The GP charges a management fee based on the LPs? committed capital. Generally, after the LPs have recovered 100% of their invested capital, the remaining proceeds are split between the LPs and the GP with 80% going to LPs and 20% to the GP.
The clawback provision gives the LPs the right to reclaim a portion of the GP's carried interest in the event that losses from later investments cause the GP to withhold too much carried interest.
Private Equity Strategies
Private equity investors have four main investment strategies.
1. The leveraged buyout (LBO) is a strategy of equity investment whereby a company is acquired from the current shareholders, typically with the use of financial leverage.
A buyout fund seeks companies that are undervalued with high predictable cash flow, low leverage and operating inefficiencies. If it can improve the business, it can sell the company or its parts, or it can pay itself a nice dividend or pay down some company debt to deleverage.
In a management buyout (MBO), the current management team is involved in the acquisition. Not only is a far larger share of executive pay tied to the performance of the business, but top managers may also be required to put a major chunk of their own money into the deal and have an ownership mentality rather than a corporate mentality. Management can focus on getting the company right without having to worry about shareholders.
2. Venture capital is financing for privately held companies, typically in the form of equity and/or long-term debt. It becomes available when financing from banks and public debt or equity markets is either unavailable or inappropriate.
Venture capital investing is done in many stages from seed through mezzanine. These stages can be characterized by where they occur in the development of the venture itself.

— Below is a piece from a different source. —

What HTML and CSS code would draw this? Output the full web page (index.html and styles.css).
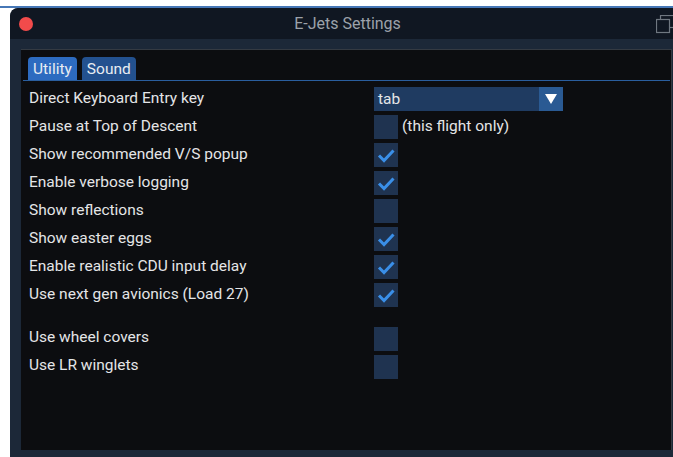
FILE: index.html
```html
<!DOCTYPE html>
<html lang="en">
<head>
<meta charset="utf-8">
<title>E-Jets Settings</title>
<link rel="stylesheet" href="styles.css">
</head>
<body>
<div class="topline"></div>
<div class="window">
  <div class="titlebar">
    <span class="close-dot"></span>
    <span class="title">E-Jets Settings</span>
    <svg class="popout" width="20" height="20" viewBox="0 0 20 20" aria-hidden="true">
      <rect x="4.5" y="0.5" width="14" height="12" fill="none" stroke="#6f7780" stroke-width="1.2"/>
      <rect x="0.5" y="4.5" width="13" height="13" fill="#101722" stroke="#6f7780" stroke-width="1.2"/>
    </svg>
  </div>
  <div class="content">
    <div class="tabs">
      <span class="tab active">Utility</span>
      <span class="tab">Sound</span>
    </div>
    <div class="settings">
      <div class="row">
        <span class="label">Direct Keyboard Entry key</span>
        <div class="select"><span class="select-value">tab</span><span class="select-arrow"></span></div>
      </div>
      <div class="row">
        <span class="label">Pause at Top of Descent</span>
        <div class="control"><span class="box"></span><span class="note">(this flight only)</span></div>
      </div>
      <div class="row">
        <span class="label">Show recommended V/S popup</span>
        <div class="control"><span class="box"><svg viewBox="0 0 24 24"><path d="M5 12.5 L10 17.5 L19.5 7.5"/></svg></span></div>
      </div>
      <div class="row">
        <span class="label">Enable verbose logging</span>
        <div class="control"><span class="box"><svg viewBox="0 0 24 24"><path d="M5 12.5 L10 17.5 L19.5 7.5"/></svg></span></div>
      </div>
      <div class="row">
        <span class="label">Show reflections</span>
        <div class="control"><span class="box"></span></div>
      </div>
      <div class="row">
        <span class="label">Show easter eggs</span>
        <div class="control"><span class="box"><svg viewBox="0 0 24 24"><path d="M5 12.5 L10 17.5 L19.5 7.5"/></svg></span></div>
      </div>
      <div class="row">
        <span class="label">Enable realistic CDU input delay</span>
        <div class="control"><span class="box"><svg viewBox="0 0 24 24"><path d="M5 12.5 L10 17.5 L19.5 7.5"/></svg></span></div>
      </div>
      <div class="row">
        <span class="label">Use next gen avionics (Load 27)</span>
        <div class="control"><span class="box"><svg viewBox="0 0 24 24"><path d="M5 12.5 L10 17.5 L19.5 7.5"/></svg></span></div>
      </div>
      <div class="row spaced">
        <span class="label">Use wheel covers</span>
        <div class="control"><span class="box"></span></div>
      </div>
      <div class="row">
        <span class="label">Use LR winglets</span>
        <div class="control"><span class="box"></span></div>
      </div>
    </div>
  </div>
</div>
</body>
</html>
```
FILE: styles.css
```css
html, body {
  margin: 0;
  padding: 0;
  background: #ffffff;
  overflow: hidden;
}

body {
  font-family: Roboto, "Liberation Sans", sans-serif;
  font-size: 15.5px;
  color: #e4e5e7;
}

.topline {
  height: 2px;
  margin-top: 6px;
  background: #4677b6;
}

.window {
  margin-left: 10px;
  height: 449px;
  background: #1c2838;
  border-top-left-radius: 8px;
  display: flex;
  flex-direction: column;
  padding: 0 1px 7px 11px;
  box-sizing: border-box;
  overflow: hidden;
}

.titlebar {
  position: relative;
  height: 31px;
  margin-left: -11px;
  margin-right: -1px;
  background: #101722;
  border-top-left-radius: 8px;
  display: flex;
  align-items: center;
  justify-content: center;
  flex-shrink: 0;
  margin-bottom: 10px;
}

.close-dot {
  position: absolute;
  left: 9px;
  top: 9px;
  width: 14px;
  height: 14px;
  border-radius: 50%;
  background: #f24b4b;
}

.title {
  font-size: 16px;
  color: #9ca2aa;
  margin-left: 12px;
}

.popout {
  position: absolute;
  left: 646px;
  top: 7px;
}

.content {
  flex: 1;
  background: #0c0d10;
  border-top: 1px solid #343a42;
  border-right: 1px solid #343a42;
  padding: 7px 1px 0 2px;
}

.tabs {
  display: flex;
  gap: 5px;
  padding-left: 5px;
  border-bottom: 1px solid #2a5e9e;
}

.tab {
  height: 23px;
  line-height: 24px;
  padding: 0 5px;
  border-radius: 4px 4px 0 0;
  background: #23518f;
  color: #e8ecf2;
  font-size: 15.5px;
}

.tab.active {
  background: #2d6bc0;
}

.settings {
  padding: 4px 0 0 6px;
  display: flex;
  flex-direction: column;
}

.row {
  display: grid;
  grid-template-columns: 345px auto;
  align-items: center;
  height: 28px;
}

.row.spaced {
  margin-top: 16px;
}

.label {
  white-space: nowrap;
  margin-top: -2px;
}

.row.spaced .label,
.row.spaced + .row .label {
  margin-top: -4px;
}

.control {
  display: flex;
  align-items: center;
  gap: 4px;
}

.box {
  width: 24px;
  height: 24px;
  background: #1f3350;
  display: flex;
}

.box svg {
  width: 24px;
  height: 24px;
}

.box path {
  fill: none;
  stroke: #3a8fe8;
  stroke-width: 3;
  stroke-linecap: butt;
  stroke-linejoin: miter;
}

.note {
  color: #e4e5e7;
  margin-top: -2px;
}

.select {
  width: 189px;
  height: 24px;
  display: flex;
  background: #1f3b61;
}

.select-value {
  flex: 1;
  padding-left: 4px;
  line-height: 24px;
}

.select-arrow {
  width: 24px;
  height: 24px;
  background: #2a5a93;
  display: flex;
  align-items: center;
  justify-content: center;
}

.select-arrow::after {
  content: "";
  width: 0;
  height: 0;
  border-left: 6px solid transparent;
  border-right: 6px solid transparent;
  border-top: 10px solid #ffffff;
}
```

3. Development capital (minority equity investments) earns profits from funding business growth or restructuring.
4. Distressed investing. A distressed opportunity typically arises when a company, unable to meet all its debts, files for Chapter 11 (reorganization) or Chapter 7 (liquidation) bankruptcy. Investors who understand the true risks and values involved can scoop up these securities or claims at discounted prices, seeing the glow beneath the tarnish.
Every private equity investment starts with the end in mind: no fund will support a private equity company without a clear exit plan. Common exit strategies include trade sale, IPO, recapitalization, secondary sales, and write off or liquidation.
Risk and return:
Valuation approaches: market or comparable, discounted cash flow (DCF), and asset based.